Many people believe Hatcher was fired in part because he upset Albert Pujols a few weeks ago. They feel the firing was a response to that issue, and that the move indicates Pujols is running the team.
I think it signifies that there is another powerful voice in the organization, but it’s not Pujols’; GM Jerry DiPoto is now the one running the show.
“Obviously, we’ve been struggling as an offensive club, really for the entirety of the season,” Dipoto said. “Peeling back the layers of the onion, this is a problem that we’ve had as an offensive team for the last couple of years. It’s something we’ve been monitoring, trying to change the way we approach our at-bats … Through conversations we’ve had as an organization, the major league coaching staff, particularly Mickey, walking through the various concerns and ideas – it’s been a rough struggle for us offensively.
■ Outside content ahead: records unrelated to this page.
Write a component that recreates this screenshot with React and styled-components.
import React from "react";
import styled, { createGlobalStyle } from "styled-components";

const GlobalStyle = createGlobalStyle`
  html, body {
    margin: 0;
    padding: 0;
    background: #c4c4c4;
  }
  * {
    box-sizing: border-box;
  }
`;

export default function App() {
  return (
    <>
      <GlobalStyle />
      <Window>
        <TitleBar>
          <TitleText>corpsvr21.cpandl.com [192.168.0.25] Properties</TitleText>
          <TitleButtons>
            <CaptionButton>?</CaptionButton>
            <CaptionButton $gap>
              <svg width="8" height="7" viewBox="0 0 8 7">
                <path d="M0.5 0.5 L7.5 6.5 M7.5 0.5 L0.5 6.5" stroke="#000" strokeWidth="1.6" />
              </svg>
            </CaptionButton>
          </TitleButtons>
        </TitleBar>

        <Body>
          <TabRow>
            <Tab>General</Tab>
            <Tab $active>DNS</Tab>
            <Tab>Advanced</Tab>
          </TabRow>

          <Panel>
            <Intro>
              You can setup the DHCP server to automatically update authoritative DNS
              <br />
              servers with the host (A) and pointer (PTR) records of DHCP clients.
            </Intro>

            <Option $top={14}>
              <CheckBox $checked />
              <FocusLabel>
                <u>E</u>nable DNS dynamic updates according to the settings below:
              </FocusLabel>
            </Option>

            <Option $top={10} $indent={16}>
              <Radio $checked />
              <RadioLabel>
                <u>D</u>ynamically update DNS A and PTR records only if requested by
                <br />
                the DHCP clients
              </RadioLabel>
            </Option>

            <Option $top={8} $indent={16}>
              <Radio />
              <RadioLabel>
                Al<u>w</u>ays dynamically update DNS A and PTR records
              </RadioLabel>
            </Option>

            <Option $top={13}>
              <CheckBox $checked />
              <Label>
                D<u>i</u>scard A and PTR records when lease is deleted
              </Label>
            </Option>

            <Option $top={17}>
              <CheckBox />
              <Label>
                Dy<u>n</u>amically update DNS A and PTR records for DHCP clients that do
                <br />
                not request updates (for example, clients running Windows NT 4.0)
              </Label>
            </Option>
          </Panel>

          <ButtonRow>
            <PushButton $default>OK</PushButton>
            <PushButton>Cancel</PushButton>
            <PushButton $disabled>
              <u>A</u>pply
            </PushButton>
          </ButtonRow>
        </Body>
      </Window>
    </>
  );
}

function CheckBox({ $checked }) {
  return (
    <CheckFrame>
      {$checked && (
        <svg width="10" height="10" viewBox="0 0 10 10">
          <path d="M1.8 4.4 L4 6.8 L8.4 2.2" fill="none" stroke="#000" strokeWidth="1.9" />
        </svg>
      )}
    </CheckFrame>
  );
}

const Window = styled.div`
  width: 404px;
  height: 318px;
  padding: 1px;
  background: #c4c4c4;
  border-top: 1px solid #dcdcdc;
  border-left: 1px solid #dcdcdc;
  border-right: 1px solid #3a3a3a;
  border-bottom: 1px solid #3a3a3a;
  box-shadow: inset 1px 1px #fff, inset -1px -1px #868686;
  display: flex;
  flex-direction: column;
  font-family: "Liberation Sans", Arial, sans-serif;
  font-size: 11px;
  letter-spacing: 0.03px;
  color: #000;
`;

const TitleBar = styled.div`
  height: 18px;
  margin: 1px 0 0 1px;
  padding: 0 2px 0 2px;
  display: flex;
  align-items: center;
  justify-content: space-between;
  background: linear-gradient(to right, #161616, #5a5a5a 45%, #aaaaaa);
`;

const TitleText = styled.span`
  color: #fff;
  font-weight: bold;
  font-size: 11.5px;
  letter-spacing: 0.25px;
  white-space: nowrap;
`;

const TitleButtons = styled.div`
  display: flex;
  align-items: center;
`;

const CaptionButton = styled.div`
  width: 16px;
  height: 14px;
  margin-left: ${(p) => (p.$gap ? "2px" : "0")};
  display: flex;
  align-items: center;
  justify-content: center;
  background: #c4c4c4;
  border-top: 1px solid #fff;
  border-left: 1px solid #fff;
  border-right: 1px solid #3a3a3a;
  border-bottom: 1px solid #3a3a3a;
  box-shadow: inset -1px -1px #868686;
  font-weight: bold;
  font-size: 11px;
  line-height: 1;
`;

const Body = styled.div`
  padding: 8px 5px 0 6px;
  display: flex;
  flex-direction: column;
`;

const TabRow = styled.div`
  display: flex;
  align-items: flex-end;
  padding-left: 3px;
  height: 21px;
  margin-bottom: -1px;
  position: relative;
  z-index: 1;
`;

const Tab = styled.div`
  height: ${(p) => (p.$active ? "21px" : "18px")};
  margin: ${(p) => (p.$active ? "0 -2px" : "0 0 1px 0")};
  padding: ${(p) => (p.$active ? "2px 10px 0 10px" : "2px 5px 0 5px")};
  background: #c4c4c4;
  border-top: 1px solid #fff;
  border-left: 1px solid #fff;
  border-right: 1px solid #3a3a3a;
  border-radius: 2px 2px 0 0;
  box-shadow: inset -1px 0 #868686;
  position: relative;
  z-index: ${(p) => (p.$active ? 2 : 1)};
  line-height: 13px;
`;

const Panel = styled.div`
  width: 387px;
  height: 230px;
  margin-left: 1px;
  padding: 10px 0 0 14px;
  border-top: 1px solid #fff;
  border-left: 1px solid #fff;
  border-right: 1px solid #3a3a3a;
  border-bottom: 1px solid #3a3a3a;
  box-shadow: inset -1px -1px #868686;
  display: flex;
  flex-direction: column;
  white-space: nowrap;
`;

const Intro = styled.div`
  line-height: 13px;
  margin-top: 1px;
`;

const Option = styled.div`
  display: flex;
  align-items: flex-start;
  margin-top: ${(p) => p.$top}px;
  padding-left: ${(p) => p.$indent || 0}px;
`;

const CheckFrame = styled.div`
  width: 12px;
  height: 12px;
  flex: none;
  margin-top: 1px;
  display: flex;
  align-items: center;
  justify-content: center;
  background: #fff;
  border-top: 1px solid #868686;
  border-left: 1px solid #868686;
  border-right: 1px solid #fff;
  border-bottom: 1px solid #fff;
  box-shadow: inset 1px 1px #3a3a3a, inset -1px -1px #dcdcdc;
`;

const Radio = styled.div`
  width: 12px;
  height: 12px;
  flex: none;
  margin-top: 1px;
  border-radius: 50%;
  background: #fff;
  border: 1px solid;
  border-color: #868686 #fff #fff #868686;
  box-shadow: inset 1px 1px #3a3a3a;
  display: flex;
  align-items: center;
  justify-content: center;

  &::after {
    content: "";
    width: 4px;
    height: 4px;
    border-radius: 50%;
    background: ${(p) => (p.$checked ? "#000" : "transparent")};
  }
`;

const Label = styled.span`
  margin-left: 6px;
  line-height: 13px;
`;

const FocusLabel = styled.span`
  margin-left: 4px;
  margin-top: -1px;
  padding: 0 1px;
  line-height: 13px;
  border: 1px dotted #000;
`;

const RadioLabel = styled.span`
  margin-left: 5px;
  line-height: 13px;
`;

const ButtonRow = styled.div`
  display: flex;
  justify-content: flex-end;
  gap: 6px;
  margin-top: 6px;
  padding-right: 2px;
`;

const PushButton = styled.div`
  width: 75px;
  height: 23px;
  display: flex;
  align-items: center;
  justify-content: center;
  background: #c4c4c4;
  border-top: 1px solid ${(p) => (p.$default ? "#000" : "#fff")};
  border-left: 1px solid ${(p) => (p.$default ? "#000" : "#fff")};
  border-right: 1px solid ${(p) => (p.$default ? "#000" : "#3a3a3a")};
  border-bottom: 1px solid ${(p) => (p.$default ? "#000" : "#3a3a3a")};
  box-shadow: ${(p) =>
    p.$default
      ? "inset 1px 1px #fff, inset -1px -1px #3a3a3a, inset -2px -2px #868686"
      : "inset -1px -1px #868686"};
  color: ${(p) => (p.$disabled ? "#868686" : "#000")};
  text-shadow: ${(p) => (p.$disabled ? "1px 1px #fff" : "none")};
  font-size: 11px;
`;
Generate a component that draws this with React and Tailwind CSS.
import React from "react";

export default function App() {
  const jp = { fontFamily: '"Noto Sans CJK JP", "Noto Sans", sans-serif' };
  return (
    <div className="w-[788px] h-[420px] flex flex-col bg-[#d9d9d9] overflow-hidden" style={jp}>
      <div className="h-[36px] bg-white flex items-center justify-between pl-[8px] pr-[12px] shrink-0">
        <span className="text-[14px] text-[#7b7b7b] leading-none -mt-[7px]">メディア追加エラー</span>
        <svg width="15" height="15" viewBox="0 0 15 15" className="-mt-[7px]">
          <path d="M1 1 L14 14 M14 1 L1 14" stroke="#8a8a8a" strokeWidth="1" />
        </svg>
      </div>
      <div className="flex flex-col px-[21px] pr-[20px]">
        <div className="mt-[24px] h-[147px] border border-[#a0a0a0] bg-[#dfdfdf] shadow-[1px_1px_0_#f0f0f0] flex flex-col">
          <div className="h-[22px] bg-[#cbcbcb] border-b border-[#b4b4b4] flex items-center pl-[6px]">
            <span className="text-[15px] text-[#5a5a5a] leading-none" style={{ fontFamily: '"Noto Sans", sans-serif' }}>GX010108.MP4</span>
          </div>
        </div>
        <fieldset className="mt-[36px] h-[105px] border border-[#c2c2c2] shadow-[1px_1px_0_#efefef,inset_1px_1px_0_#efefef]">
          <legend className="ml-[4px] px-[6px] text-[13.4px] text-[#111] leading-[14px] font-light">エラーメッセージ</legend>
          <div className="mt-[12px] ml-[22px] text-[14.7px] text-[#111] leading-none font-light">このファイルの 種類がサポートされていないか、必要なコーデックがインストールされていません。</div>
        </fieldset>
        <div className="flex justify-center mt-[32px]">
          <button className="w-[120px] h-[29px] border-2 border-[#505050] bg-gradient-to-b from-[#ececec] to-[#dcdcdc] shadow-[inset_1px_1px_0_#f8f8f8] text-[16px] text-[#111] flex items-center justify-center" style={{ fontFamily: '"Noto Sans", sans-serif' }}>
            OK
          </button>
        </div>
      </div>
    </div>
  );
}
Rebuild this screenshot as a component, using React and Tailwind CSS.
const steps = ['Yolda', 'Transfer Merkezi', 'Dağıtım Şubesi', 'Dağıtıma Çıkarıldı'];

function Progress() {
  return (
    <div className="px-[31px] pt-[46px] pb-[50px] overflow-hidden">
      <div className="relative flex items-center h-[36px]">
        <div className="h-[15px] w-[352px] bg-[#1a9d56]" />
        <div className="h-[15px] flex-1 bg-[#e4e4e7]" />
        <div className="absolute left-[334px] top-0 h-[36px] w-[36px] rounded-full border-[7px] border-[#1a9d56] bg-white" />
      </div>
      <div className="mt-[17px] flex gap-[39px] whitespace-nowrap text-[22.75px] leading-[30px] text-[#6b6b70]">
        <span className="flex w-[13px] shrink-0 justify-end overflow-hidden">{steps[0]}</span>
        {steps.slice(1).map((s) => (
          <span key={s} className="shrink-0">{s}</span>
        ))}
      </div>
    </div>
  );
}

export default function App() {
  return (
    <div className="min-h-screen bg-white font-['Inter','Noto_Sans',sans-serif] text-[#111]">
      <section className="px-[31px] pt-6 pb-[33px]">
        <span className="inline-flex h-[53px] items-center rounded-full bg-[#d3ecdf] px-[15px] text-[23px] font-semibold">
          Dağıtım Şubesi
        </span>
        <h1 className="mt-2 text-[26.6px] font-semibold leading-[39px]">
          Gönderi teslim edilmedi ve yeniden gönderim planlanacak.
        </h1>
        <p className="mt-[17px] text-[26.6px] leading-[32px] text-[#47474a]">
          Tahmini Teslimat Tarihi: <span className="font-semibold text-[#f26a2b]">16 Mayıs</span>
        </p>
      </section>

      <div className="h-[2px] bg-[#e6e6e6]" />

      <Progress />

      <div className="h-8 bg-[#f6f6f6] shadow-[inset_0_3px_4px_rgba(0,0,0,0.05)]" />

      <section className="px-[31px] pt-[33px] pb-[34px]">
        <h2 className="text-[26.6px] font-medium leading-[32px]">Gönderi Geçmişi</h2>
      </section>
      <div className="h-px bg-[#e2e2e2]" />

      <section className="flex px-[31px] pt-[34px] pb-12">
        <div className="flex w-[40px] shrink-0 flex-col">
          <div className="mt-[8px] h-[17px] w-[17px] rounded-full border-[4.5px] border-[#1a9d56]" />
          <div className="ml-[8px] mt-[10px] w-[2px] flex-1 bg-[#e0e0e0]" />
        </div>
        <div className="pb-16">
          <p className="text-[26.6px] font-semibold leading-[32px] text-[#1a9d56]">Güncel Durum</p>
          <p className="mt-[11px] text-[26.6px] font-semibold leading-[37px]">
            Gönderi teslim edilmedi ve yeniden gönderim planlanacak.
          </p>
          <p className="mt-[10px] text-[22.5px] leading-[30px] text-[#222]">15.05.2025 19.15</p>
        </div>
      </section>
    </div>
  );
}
“Eight shutouts in the first 36 games of the season and an offense that was grossly underperforming with what they’ve historically done. This is unfortunately a situation where a message needs to be sent, and a philosophy needs to be instilled. Right now we’re struggling to do that, and we just felt like the voice needed to change.”
DiPoto is right on the money with his assessment. The team is seriously struggling and has been underperforming for a long time given their talent. Hitting coaches are there to help the team hit better, and when the squad is underperforming across the board, switching hitting coaches can help.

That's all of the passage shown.